The following condition report has been provided by Simon Parkes of Simon Parkes Art Conservation, Inc. 502 East 74th St. New York, NY 212-734-3920, simonparkes@msn.com, an independent restorer who is not an employee of Sotheby's. This work is in beautiful condition. The oak panel is flat and may be a single piece of wood. No joins or cracks are visible either on the surface or on the reverse. There is a retouch at the base of one of the golden columns on the right side, but there are otherwise no retouches. The condition is remarkably good.

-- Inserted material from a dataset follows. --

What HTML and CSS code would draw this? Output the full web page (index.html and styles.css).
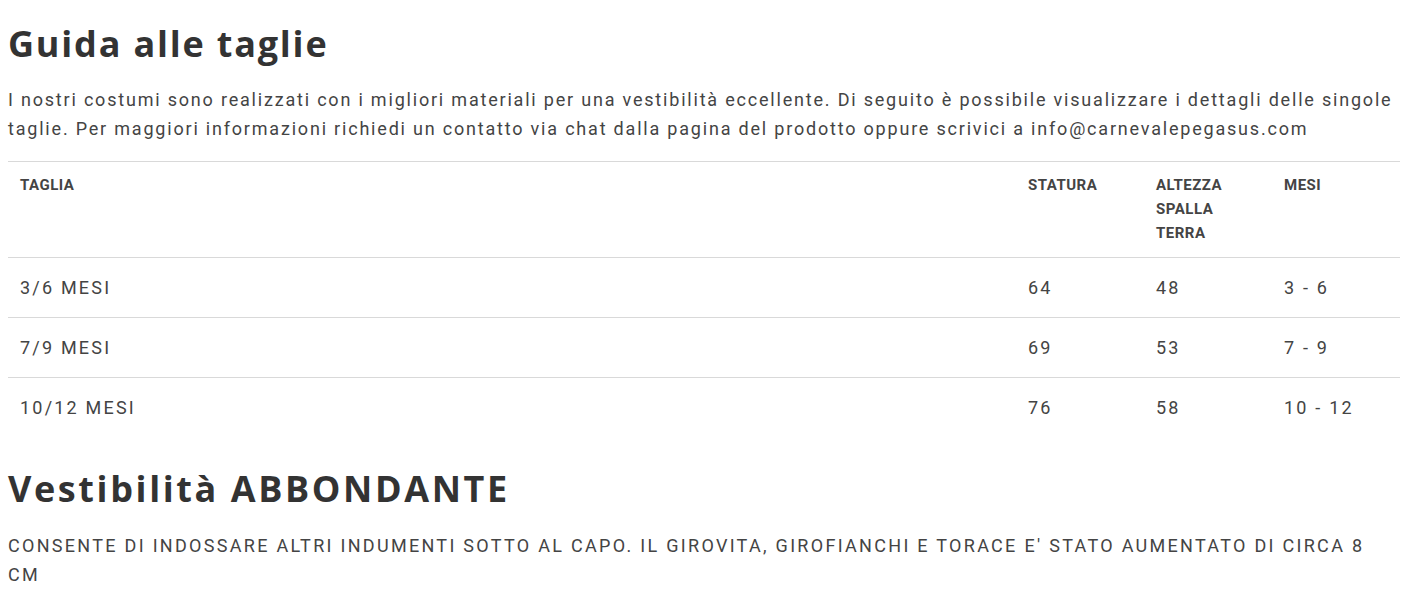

"This lot is offered for sale subject to Sotheby's Conditions of Business, which are available on request and printed in Sotheby's sale catalogues. The independent reports contained in this document are provided for prospective bidders' information only and without warranty by Sotheby's or the Seller."

Catalogue Note

Dated 1629, this splendid panel is an early work by Dirck van Delen, one of the most important Dutch Golden Age artists to specialize in architectural subjects, in particular palaces and church interiors.  Although the identity of his teacher remains unclear, the influence of artists such as Pieter Neefs, active a generation earlier, and Hans and Paul Vredeman de Vries, the Dutch father and son who worked at the court of Rudolf II in Prague, on van Delen's art is indubitable.  Unlike his contemporary Pieter Saenredam, who was renown for his naturalistic paintings of existing buildings, van Delen specialized in imaginary architectural scenes that freely reinterpreted known interiors and emphasized dramatic spatial recession.  His works are recognized for their refined details, vivid palettes, impressive and convincing use of perspective, as well as an overall feeling of monumentality, all of which are found within the present painting.   In this painting, we look from a low point into the spacious interior of a magnificent church.  A shadowed foreground opens onto a light-flooded and soaring space whose archways and columns pull the eye into the depths of the composition to the to the towering windows beyond.  The ornate golden organ that rises above a stone figure between the columns of the staircase at left is balanced on the right by an impressive tomb, adorned with sculpture, elaborate marble stone, and and coats of arms, suggesting the entombed is of impressive or historical lineage.  Contributing the the lively impression of the rest of the interior are the myriad of figures that move throughout the space.  In addition to the two figures on left the stairway, the elegant group gathered in the central foreground, the two peasants near the tomb, and the single white dog, a group processes in a line from left to right across the composition and a number of religious female clergy are gathered in prayer in front of an empty pulpit in the distance.